One issue is that for differentiation, you can find the derivatives of so-called "elementary functions" (e.g. powers, exponentials, logarithms, trig functions) directly from the definition of a limit, and there are then standard ways to find the derivatives of an expression knowing the derivatives of its component parts (e.g. the product and quotient rules, function-of-a-function, etc.)
Therefore it is straightforward to generate a large number of "textbook exercises" of graded difficulty.
On the other hand, most "simple-looking functions" do not have closed-form integrals, and the easiest way to find a set of basic functions that do have closed form integrals is to recognize that "the function you want to integrate looks like a derivative that you already know".

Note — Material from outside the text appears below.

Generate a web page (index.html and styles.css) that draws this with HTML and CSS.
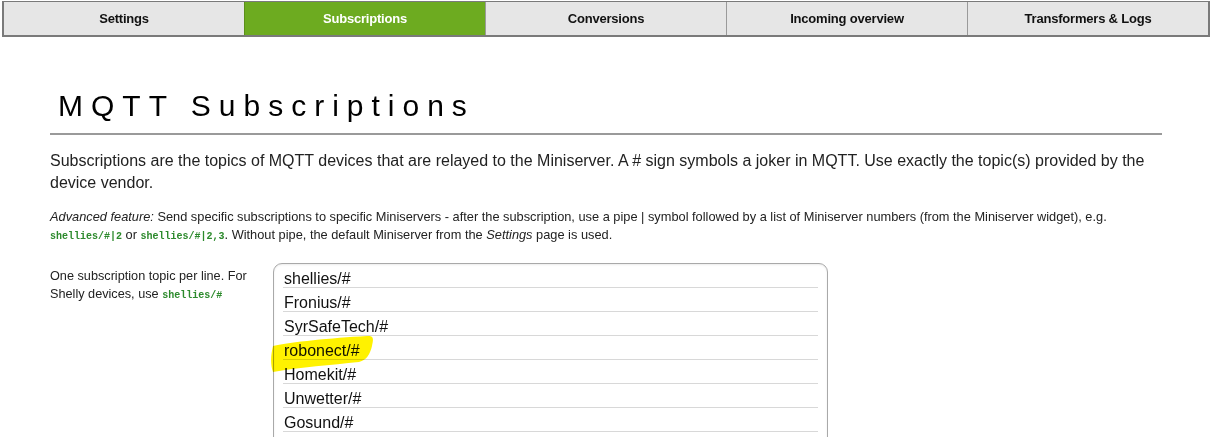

In fact many of the so-called "special functions" in mathmematics are *defined" as the integral of a simple-looking function (e.g. the gamma function, which generalizes the idea of a factorial for non-integer values).
Of course as other answers have said, if you taught integration using only numerical methods as an initial way to evaluate integrals, that problem does not exist, but (at high school or university level) most students will not have much if any understanding of numerical methods, and therefore there are too many possibilities for "garbage-in garbage out" exercises where students have no way to check their work.
Typing formulas into Wolfram's integral evaluator isn't "learning math" - and it isn't even an interesting task, unless you are going to do something interesting with the output.